4 Ways Retirement is Changing in 2016

In the late 19th century, 75 percent of men over 65 were still working. When Social Security was established in 1935, the retirement age was determined to be 65; not because it was believed 65 was the age when most people would retire, but because most people weren’t expected to live much longer and thus would only need Social Security benefits for a minimal amount of time.

Fast forward several decades and retirement looks a lot different. People aren’t working until their dying day—in 1990, for example, just 12 percent of people aged 65 and up were still in the workforce—and most older Americans are living well beyond the 65-year life expectancy.

With Americans living and working longer, 2016 is shaping up to bring even more changes to the retirement landscape.

1. Social Security Changes

What was once a valuable resource in retirement, Social Security benefits have been on the decline. For someone at full retirement age—67 if you were born after 1959—who enrolls in Social Security this year, his or her benefits will be $24 less per month than they were in 2015.
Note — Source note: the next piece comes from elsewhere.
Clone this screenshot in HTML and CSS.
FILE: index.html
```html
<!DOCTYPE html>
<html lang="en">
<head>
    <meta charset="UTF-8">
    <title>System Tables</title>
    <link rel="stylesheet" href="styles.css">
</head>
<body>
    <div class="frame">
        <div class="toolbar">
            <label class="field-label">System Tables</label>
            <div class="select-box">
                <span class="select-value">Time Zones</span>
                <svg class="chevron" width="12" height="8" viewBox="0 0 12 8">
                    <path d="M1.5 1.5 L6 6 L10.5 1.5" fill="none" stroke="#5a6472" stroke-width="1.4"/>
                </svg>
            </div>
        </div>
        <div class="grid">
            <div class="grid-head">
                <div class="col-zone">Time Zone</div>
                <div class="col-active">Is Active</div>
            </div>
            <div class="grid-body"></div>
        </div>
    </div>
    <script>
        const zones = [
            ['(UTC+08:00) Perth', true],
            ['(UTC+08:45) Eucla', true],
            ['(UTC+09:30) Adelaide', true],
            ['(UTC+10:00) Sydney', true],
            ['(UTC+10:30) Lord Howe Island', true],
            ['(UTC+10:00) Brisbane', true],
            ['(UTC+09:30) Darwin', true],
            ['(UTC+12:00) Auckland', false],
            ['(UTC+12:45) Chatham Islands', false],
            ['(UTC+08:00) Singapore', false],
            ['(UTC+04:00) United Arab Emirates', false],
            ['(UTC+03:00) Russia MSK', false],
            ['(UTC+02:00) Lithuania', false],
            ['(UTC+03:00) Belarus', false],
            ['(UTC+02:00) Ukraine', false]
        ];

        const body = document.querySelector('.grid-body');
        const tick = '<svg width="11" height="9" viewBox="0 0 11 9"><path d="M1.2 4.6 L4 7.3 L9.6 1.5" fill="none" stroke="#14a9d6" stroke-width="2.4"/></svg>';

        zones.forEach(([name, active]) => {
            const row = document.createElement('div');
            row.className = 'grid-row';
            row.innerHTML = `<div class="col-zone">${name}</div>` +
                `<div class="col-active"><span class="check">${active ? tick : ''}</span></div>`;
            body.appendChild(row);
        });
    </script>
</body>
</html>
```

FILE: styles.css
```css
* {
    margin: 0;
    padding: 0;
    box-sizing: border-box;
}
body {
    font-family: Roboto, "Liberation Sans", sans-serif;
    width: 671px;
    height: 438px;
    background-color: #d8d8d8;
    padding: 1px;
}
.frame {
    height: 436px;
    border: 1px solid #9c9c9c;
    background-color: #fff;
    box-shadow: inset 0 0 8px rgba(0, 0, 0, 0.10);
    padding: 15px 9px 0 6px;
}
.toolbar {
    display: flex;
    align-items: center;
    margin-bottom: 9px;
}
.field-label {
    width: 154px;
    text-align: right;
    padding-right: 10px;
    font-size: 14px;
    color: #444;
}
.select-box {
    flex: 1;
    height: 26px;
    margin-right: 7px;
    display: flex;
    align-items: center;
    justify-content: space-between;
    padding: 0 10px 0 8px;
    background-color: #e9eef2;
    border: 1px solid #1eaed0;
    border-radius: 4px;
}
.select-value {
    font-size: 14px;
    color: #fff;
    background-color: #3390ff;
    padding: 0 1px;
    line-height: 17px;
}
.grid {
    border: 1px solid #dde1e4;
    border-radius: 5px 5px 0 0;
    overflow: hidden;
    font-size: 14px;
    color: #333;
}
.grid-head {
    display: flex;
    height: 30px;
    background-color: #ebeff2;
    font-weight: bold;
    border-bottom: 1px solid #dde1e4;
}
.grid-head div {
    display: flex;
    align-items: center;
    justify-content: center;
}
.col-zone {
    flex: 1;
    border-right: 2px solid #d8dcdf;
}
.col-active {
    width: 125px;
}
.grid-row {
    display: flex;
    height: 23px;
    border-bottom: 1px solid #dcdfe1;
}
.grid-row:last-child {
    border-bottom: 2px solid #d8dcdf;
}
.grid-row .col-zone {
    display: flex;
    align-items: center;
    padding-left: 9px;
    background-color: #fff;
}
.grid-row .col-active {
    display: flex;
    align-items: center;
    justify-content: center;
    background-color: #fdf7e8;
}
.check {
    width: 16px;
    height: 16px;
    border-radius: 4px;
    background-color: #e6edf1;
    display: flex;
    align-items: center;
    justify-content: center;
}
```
In the past, couples 66 or older could have claimed Social Security twice, collecting spousal payments and then switching to payments from their individual work. This won’t be an option for you if you turn 62 this year or later; you’ll have to select one or the other.
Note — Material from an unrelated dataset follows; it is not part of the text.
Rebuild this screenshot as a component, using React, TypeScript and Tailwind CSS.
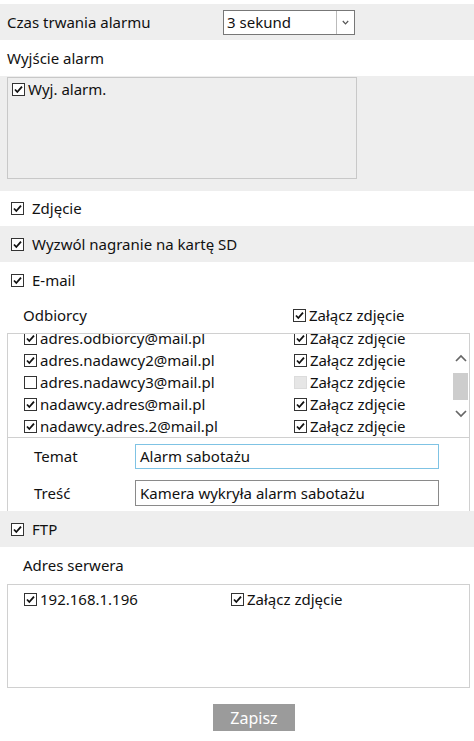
import React from "react";

function Box({ checked = true, disabled = false }: { checked?: boolean; disabled?: boolean }) {
  if (disabled) {
    return <span className="inline-block h-[13px] w-[13px] shrink-0 border border-[#dcdcdc] bg-[#e6e6e6]" />;
  }
  return (
    <svg width="13" height="13" viewBox="0 0 13 13" className="shrink-0">
      <rect x="0.5" y="0.5" width="12" height="12" fill="#fff" stroke="#333" />
      {checked && <path d="M3 6.5 L5.3 9 L10 3.6" fill="none" stroke="#111" strokeWidth="1.8" />}
    </svg>
  );
}

function Check({ label, className = "" }: { label: string; className?: string }) {
  return (
    <div className={`flex items-center ${className}`}>
      <Box />
      <span className="ml-[3px]">{label}</span>
    </div>
  );
}

const recipients = [
  { mail: "adres.odbiorcy@mail.pl", on: true, pic: true },
  { mail: "adres.nadawcy2@mail.pl", on: true, pic: true },
  { mail: "adres.nadawcy3@mail.pl", on: false, pic: false },
  { mail: "nadawcy.adres@mail.pl", on: true, pic: true },
  { mail: "nadawcy.adres.2@mail.pl", on: true, pic: true },
];

export default function App() {
  return (
    <div className="w-[474px] bg-white text-[15px] leading-none text-[#111]" style={{ fontFamily: '"Segoe UI", "Noto Sans", sans-serif' }}>
      <div className="h-[4px]" />
      <div className="flex h-[36px] items-center bg-[#eeeeee]">
        <span className="w-[223px] pl-[7px]">Czas trwania alarmu</span>
        <div className="flex h-[25px] w-[132px] items-stretch border border-[#777] bg-white">
          <span className="flex flex-1 items-center pl-[3px]">3 sekund</span>
          <span className="flex w-[18px] items-center justify-center border-l border-[#bbb]">
            <svg width="7" height="5" viewBox="0 0 7 5">
              <path d="M0.8 1 L3.5 3.8 L6.2 1" fill="none" stroke="#555" strokeWidth="1.2" />
            </svg>
          </span>
        </div>
      </div>
      <div className="flex h-[36px] items-center pl-[7px]">Wyjście alarm</div>
      <div className="h-[115px] bg-[#eeeeee] pl-[7px] pt-[1px]">
        <div className="h-[102px] w-[350px] border border-[#c8c8c8] pl-[4px] pt-[4px]">
          <Check label="Wyj. alarm." />
        </div>
      </div>
      <div className="flex h-[35px] items-center pl-[11px]">
        <Box />
        <span className="ml-[8px]">Zdjęcie</span>
      </div>
      <div className="flex h-[36px] items-center bg-[#eeeeee] pl-[11px]">
        <Box />
        <span className="ml-[8px]">Wyzwól nagranie na kartę SD</span>
      </div>
      <div className="flex h-[36px] items-center pl-[11px]">
        <Box />
        <span className="ml-[8px]">E-mail</span>
      </div>

      <div className="flex h-[35px] items-center">
        <span className="w-[293px] pl-[23px]">Odbiorcy</span>
        <Check label="Załącz zdjęcie" />
      </div>
      <div className="ml-[7px] mr-[4px] border-x border-[#d0d0d0]">
        <div className="flex h-[105px] border-y border-[#d0d0d0]">
          <div className="flex-1 overflow-hidden">
            {/* list is scrolled a few px down */}
            <div className="-mt-[7px]">
              {recipients.map((r) => (
                <div key={r.mail} className="flex h-[22px] items-center">
                  <div className="flex w-[286px] items-center pl-[16px]">
                    <Box checked={r.on} />
                    <span className="ml-[3px]">{r.mail}</span>
                  </div>
                  <div className="flex items-center">
                    <Box checked={r.pic} disabled={!r.pic} />
                    <span className="ml-[3px]">Załącz zdjęcie</span>
                  </div>
                </div>
              ))}
            </div>
          </div>
          <div className="flex w-[17px] flex-col items-center">
            <svg width="12" height="8" viewBox="0 0 12 8" className="mt-[20px]">
              <path d="M1 7 L6 2 L11 7" fill="none" stroke="#666" strokeWidth="1.7" />
            </svg>
            <div className="mt-[11px] h-[27px] w-[15px] bg-[#cdcdcd]" />
            <svg width="12" height="8" viewBox="0 0 12 8" className="mt-[10px]">
              <path d="M1 1 L6 6 L11 1" fill="none" stroke="#666" strokeWidth="1.7" />
            </svg>
          </div>
        </div>
        <div className="h-[73px] pt-[6px]">
          <div className="flex h-[25px] items-center">
            <span className="w-[127px] pl-[26px]">Temat</span>
            <div className="flex h-[25px] w-[304px] items-center border border-[#7fc3e4] pl-[4px]">Alarm sabotażu</div>
          </div>
          <div className="mt-[11px] flex h-[26px] items-center">
            <span className="w-[127px] pl-[26px]">Treść</span>
            <div className="flex h-[26px] w-[304px] items-center border border-[#8a8a8a] pl-[4px]">Kamera wykryła alarm sabotażu</div>
          </div>
        </div>
      </div>

      <div className="flex h-[36px] items-center bg-[#eeeeee] pl-[11px]">
        <Box />
        <span className="ml-[8px]">FTP</span>
      </div>
      <div className="flex h-[37px] items-center pl-[23px]">Adres serwera</div>
      <div className="ml-[7px] mr-[4px] h-[104px] border border-[#d0d0d0] pt-[7px]">
        <div className="flex items-center">
          <div className="flex w-[223px] items-center pl-[16px]">
            <Box />
            <span className="ml-[3px]">192.168.1.196</span>
          </div>
          <Check label="Załącz zdjęcie" />
        </div>
      </div>
      <div className="pb-[10px] pl-[213px] pt-[16px]">
        <button className="h-[27px] w-[82px] bg-[#9b9b9b] text-[16px] text-white">Zapisz</button>
      </div>
    </div>
  );
}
2. Healthcare Costs Will Increase

Experts are forecasting higher health insurance premiums this year, increases ranging from the high single digits to the teens.

3. Cost-of-Living Increases Eliminated

Not only will the benefits per month decrease, but there also will be no cost-of-living increase. To cover any cost-of-living increases you experience, you might consider adding more to your retirement savings account, exploring part-time job options or cutting back on spending.

4. Retirement Savings Account Makes its Debut

The myRA savings account is designed for those without a 401(k) or employer-sponsored savings accounts. The savings account has no fees and will never lose its value. It’s designed for individuals with taxable income below $131,000 per year and couples with taxable income below $193,000 per year; you can contribute up to $6,500 per year.

Whether you’re thinking about your future retirement or already retired, staying abreast of these changes can help you make the most of your hard earned money, and be more prepared for your future.